SAN FRANCISCO (GenomeWeb) – University of Washington spinout Split Biosciences is commercializing a single-cell RNA sequencing technology that it aims to launch through an early-access program this summer.
The technology relies on fixing and immobilizing single cells, rather than physically isolating them, in order to do single-cell RNA sequencing. The startup, which currently has four full-time employees, raised around $1.2 million in seed financing last year.
The UW researchers first described the technology last year in a publication in Science and also at this year's Advances in Genome Biology and Technology meeting in Marco Island, Florida.
Following the Science publication, the researchers won a $150,000 grant from the Washington Research Foundation to optimize the technology and develop a kit, which they then tested with researchers from Seattle Children's Hospital, the Fred Hutchinson Cancer Research Institute, and others, said Georg Seelig, a Split Bio cofounder and its CSO. After that, the team, which has filed patents on the method through the university, spun out Split Bio.

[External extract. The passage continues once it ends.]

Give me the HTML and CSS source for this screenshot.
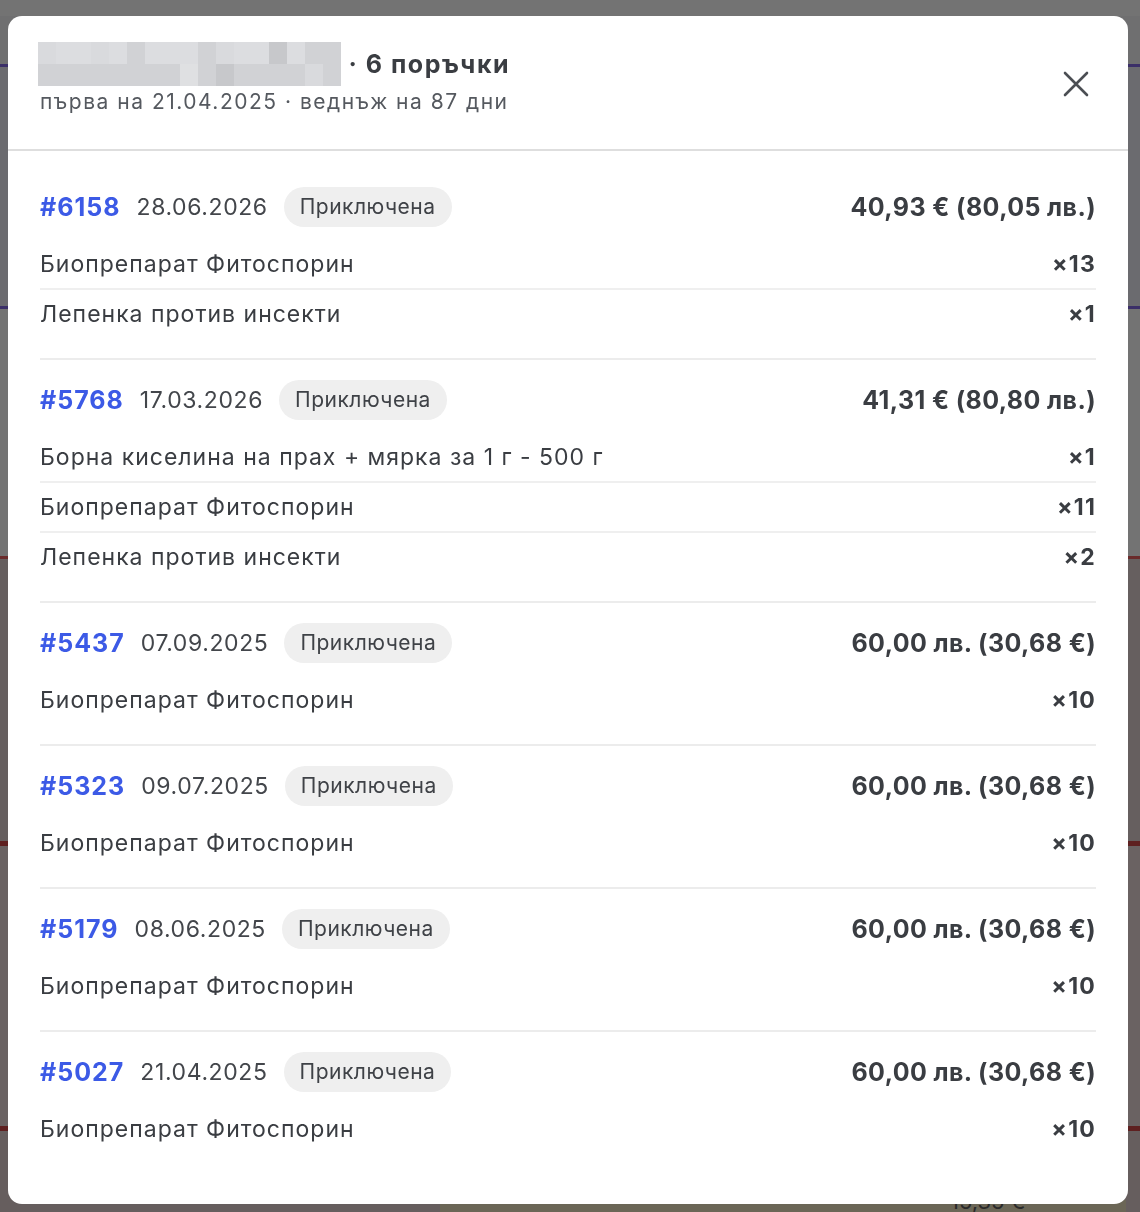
FILE: index.html
```html
<!DOCTYPE html>
<html lang="bg">
<head>
<meta charset="utf-8">
<title>Поръчки</title>
<link rel="stylesheet" href="styles.css">
</head>
<body>
<div class="backdrop">
  <div class="under-strip"></div>
  <div class="under-text">15,35 €</div>
</div>
<div class="overlay">
  <div class="modal" lang="bg">
    <header class="modal-head">
      <div class="head-text">
        <div class="title">
          <span class="blur">
            <i class="a"></i><i class="b"></i><i class="b"></i><i class="a"></i><i class="b"></i><i class="c"></i><i class="b"></i><i class="b"></i><i class="b"></i><i class="c"></i><i class="a"></i><i class="b"></i><i class="b"></i><i class="d"></i><i class="b"></i><i class="c"></i><i class="c"></i>
            <i class="c"></i><i class="c"></i><i class="c"></i><i class="c"></i><i class="c"></i><i class="c"></i><i class="c"></i><i class="c"></i><i class="e"></i><i class="c"></i><i class="d"></i><i class="c"></i><i class="c"></i><i class="c"></i><i class="c"></i><i class="a"></i><i class="c"></i>
          </span>
          <span class="count">· 6 поръчки</span>
        </div>
        <div class="subtitle">първа на 21.04.2025 · веднъж на 87 дни</div>
      </div>
      <button class="close" aria-label="Затвори">
        <svg width="26" height="26" viewBox="0 0 26 26"><path d="M2 2 L24 24 M24 2 L2 24" stroke="#4b4e53" stroke-width="2.6" stroke-linecap="round" fill="none"/></svg>
      </button>
    </header>
    <div class="modal-body">
      <section class="order">
        <div class="order-head">
          <a class="num">#6158</a><span class="date">28.06.2026</span><span class="badge">Приключена</span>
          <span class="total">40,93 € (80,05 лв.)</span>
        </div>
        <ul class="items">
          <li><span>Биопрепарат Фитоспорин</span><b>×13</b></li>
          <li><span>Лепенка против инсекти</span><b>×1</b></li>
        </ul>
      </section>
      <section class="order">
        <div class="order-head">
          <a class="num">#5768</a><span class="date">17.03.2026</span><span class="badge">Приключена</span>
          <span class="total">41,31 € (80,80 лв.)</span>
        </div>
        <ul class="items">
          <li><span>Борна киселина на прах + мярка за 1 г - 500 г</span><b>×1</b></li>
          <li><span>Биопрепарат Фитоспорин</span><b>×11</b></li>
          <li><span>Лепенка против инсекти</span><b>×2</b></li>
        </ul>
      </section>
      <section class="order">
        <div class="order-head">
          <a class="num">#5437</a><span class="date">07.09.2025</span><span class="badge">Приключена</span>
          <span class="total">60,00 лв. (30,68 €)</span>
        </div>
        <ul class="items">
          <li><span>Биопрепарат Фитоспорин</span><b>×10</b></li>
        </ul>
      </section>
      <section class="order">
        <div class="order-head">
          <a class="num">#5323</a><span class="date">09.07.2025</span><span class="badge">Приключена</span>
          <span class="total">60,00 лв. (30,68 €)</span>
        </div>
        <ul class="items">
          <li><span>Биопрепарат Фитоспорин</span><b>×10</b></li>
        </ul>
      </section>
      <section class="order">
        <div class="order-head">
          <a class="num">#5179</a><span class="date">08.06.2025</span><span class="badge">Приключена</span>
          <span class="total">60,00 лв. (30,68 €)</span>
        </div>
        <ul class="items">
          <li><span>Биопрепарат Фитоспорин</span><b>×10</b></li>
        </ul>
      </section>
      <section class="order">
        <div class="order-head">
          <a class="num">#5027</a><span class="date">21.04.2025</span><span class="badge">Приключена</span>
          <span class="total">60,00 лв. (30,68 €)</span>
        </div>
        <ul class="items">
          <li><span>Биопрепарат Фитоспорин</span><b>×10</b></li>
        </ul>
      </section>
    </div>
  </div>
</div>
</body>
</html>
```

FILE: styles.css
```css
* { box-sizing: border-box; }
html, body { margin: 0; padding: 0; }
body {
  width: 1140px;
  height: 1212px;
  overflow: hidden;
  font-family: Inter, "Noto Sans", "DejaVu Sans", sans-serif;
  color: #3a3d42;
}
.backdrop {
  height: 1212px;
  background: linear-gradient(to bottom,
    #737373 0, #737373 16px,
    #6f6f70 16px, #6f6f70 64px,
    #3b2f68 64px, #3b2f68 67px,
    #6b6b6f 67px, #6b6b6f 306px,
    #3b2f68 306px, #3b2f68 309px,
    #737373 309px, #737373 556px,
    #6a2b2b 556px, #6a2b2b 559px,
    #665f5f 559px, #665f5f 841px,
    #5e2020 841px, #5e2020 846px,
    #6a6262 846px, #6a6262 1126px,
    #5e2020 1126px, #5e2020 1131px,
    #665e5e 1131px);
  position: relative;
}
.under-strip {
  position: absolute;
  left: 440px; top: 1200px;
  width: 686px; height: 12px;
  background: #6b6656;
}
.under-text {
  position: absolute;
  left: 950px; top: 1190px;
  font-size: 22px;
  line-height: 22px;
  color: #2a2a2a;
}
.overlay {
  position: fixed;
  inset: 0;
  padding: 16px 12px 8px 8px;
  display: flex;
  align-items: flex-start;
}
.modal {
  width: 1120px;
  height: 1188px;
  background: #fff;
  border-radius: 14px;
  overflow: hidden;
}
.modal-head {
  display: flex;
  align-items: center;
  justify-content: space-between;
  padding: 26px 32px 33px 32px;
  border-bottom: 2px solid #dedede;
}
.title {
  display: flex;
  align-items: center;
  gap: 8px;
  height: 44px;
}
.blur {
  display: grid;
  grid-template-columns: repeat(17, 17.8px);
  grid-template-rows: 22px 22px;
  margin-left: -2px;
}
.blur i { display: block; }
.blur .a { background: #d9dadd; }
.blur .b { background: #dcdde0; }
.blur .c { background: #d1d2d5; }
.blur .d { background: #c7c8cb; }
.blur .e { background: #dfe0e2; }
.count {
  font-size: 25px;
  font-weight: 700;
  letter-spacing: 1.5px;
  color: #3a3d42;
}
.subtitle {
  margin-top: 2px;
  font-size: 21px;
  line-height: 28px;
  letter-spacing: 1.5px;
  color: #55595f;
}
.close {
  width: 40px; height: 40px;
  border: 0; background: none; padding: 0;
  display: flex; align-items: center; justify-content: center;
  margin-top: 10px;
}
.modal-body {
  padding: 16px 32px 0 32px;
}
.order {
  padding: 20px 0;
  border-bottom: 2px solid #ececec;
}
.order:last-child { border-bottom: 0; }
.order-head {
  display: flex;
  align-items: center;
  height: 40px;
  gap: 16px;
  margin-bottom: 13px;
}
.num {
  font-size: 25px;
  font-weight: 700;
  letter-spacing: 1px;
  color: #3c5ae6;
}
.date {
  font-size: 23px;
  letter-spacing: 0.6px;
  color: #43464b;
}
.badge {
  height: 40px;
  line-height: 40px;
  padding: 0 16px;
  border-radius: 20px;
  background: #efefef;
  font-size: 21px;
  letter-spacing: 0.5px;
  color: #3f4247;
}
.total {
  margin-left: auto;
  font-size: 25px;
  font-weight: 700;
  letter-spacing: 0.4px;
  color: #3a3d42;
}
.items {
  list-style: none;
  margin: 0;
  padding: 0;
}
.items li {
  display: flex;
  justify-content: space-between;
  align-items: center;
  height: 48px;
  font-size: 23px;
  letter-spacing: 1px;
  color: #3a3d42;
}
.items li + li {
  border-top: 2px solid #efefef;
  height: 50px;
}
.items b {
  font-weight: 700;
  font-size: 23px;
  letter-spacing: 1.2px;
}
```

The method, dubbed SPLiT-seq for split-pool ligation-based transcriptome sequencing, relies on using a single cell itself as a compartment. Cells are formaldehyde-fixed, which essentially freezes their activity, so the gene expression profile is the same as when the cell was extracted from the tissue, Seelig explained, and the RNA molecules stay within the cell. Fixation also enables researchers to store samples before analyzing them. After fixing the cell, the cell membrane is made permeable by adding a detergent that essentially "pokes holes" into the membranes so that reagents can be added directly to the cell, said Split Bio CEO and cofounder Alex Rosenberg. These steps are standard and common lab processes.

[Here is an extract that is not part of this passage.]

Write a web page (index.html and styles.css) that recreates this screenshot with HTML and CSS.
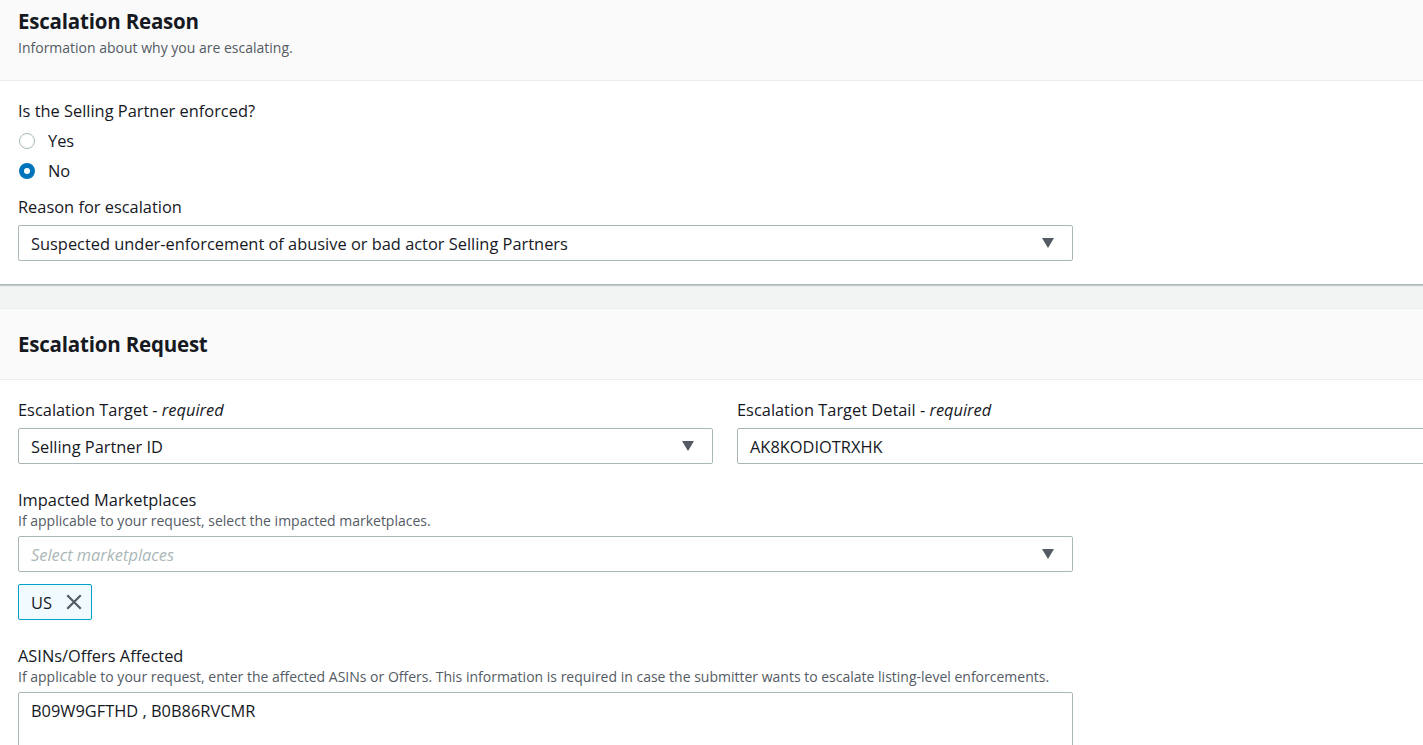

The cells are then dispersed into a 96-well plate where barcoded reverse transcriptase primers are added to create cDNA within the cell itself. The cells are then pooled and redistributed and well-specific barcodes are added to the cDNA molecules within each cell. The process is repeated, and in the third round of barcoding, a unique molecular identifier is also added. In a fourth and final round of barcoding, the cells are also divided into sub-libraries with sequencing barcodes.
An advantage of the method, said Charlie Roco, the company's chief technology officer and a cofounder, is that it does not require a separate instrument. "So, it's accessible to any lab," he said.

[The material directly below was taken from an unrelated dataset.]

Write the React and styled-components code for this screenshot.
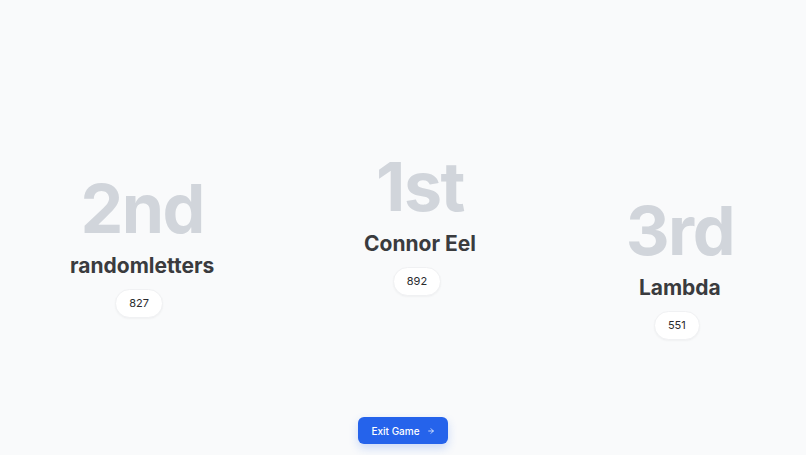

Split Bio's barcoding strategy is also similar to combinatorial indexing methods used for single-cell sequencing as described by Jay Shendure's group, also at UW.
Seelig said that the two methods were developed independently at UW and while "conceptually similar" in that they both use combinatorial barcoding, many of the details, like the specific mechanisms for barcoding and the cell treatments, are different.
In the Science study, the researchers sought to determine the performance of the method, ensuring that it truly yielded results from single cells, by analyzing mixtures of human and mouse cells. When they analyzed 1,758 uniquely barcoded cells, the researchers found that 99.9 percent could be assigned to a single species. When scaled up to process around 100,000 cells, the doublet rate would be about 1 percent, Seelig noted.
Since the publication, the team has continued to optimize the protocol. For instance, it has "reduced the number of steps required and optimized reaction buffers to increase sensitivity and minimize hands-on time," he said.
In addition, the researchers have internally compared the method to other tried-and-true single-cell protocols like Smart-seq, Drop-seq, and 10x Genomics' single-cell methods and found that the results are comparable. Importantly, Seelig said, there seems to be little method-based bias and the results cluster by cell type, rather than by the protocol used.
The team has also collaborated with the Allen Institute for Cell Science to use the method to study the differentiation of induced pluripotent stem cells to cardiomyocytes. For that collaboration, the group collected around 48 samples over 90 days, fixing and freezing them, and then ran the experiment at the end. Seelig said that the team plans to publish results from its external collaborations and internal research in the future.
Going forward, the firm plans to develop other applications, he said, including combining single-cell RNA-seq of T cells with their receptors, applications for microbiome sequencing, as well as versions that are compatible with formalin-fixed paraffin-embedded samples. In addition, it plans to work on techniques that incorporate spatial information.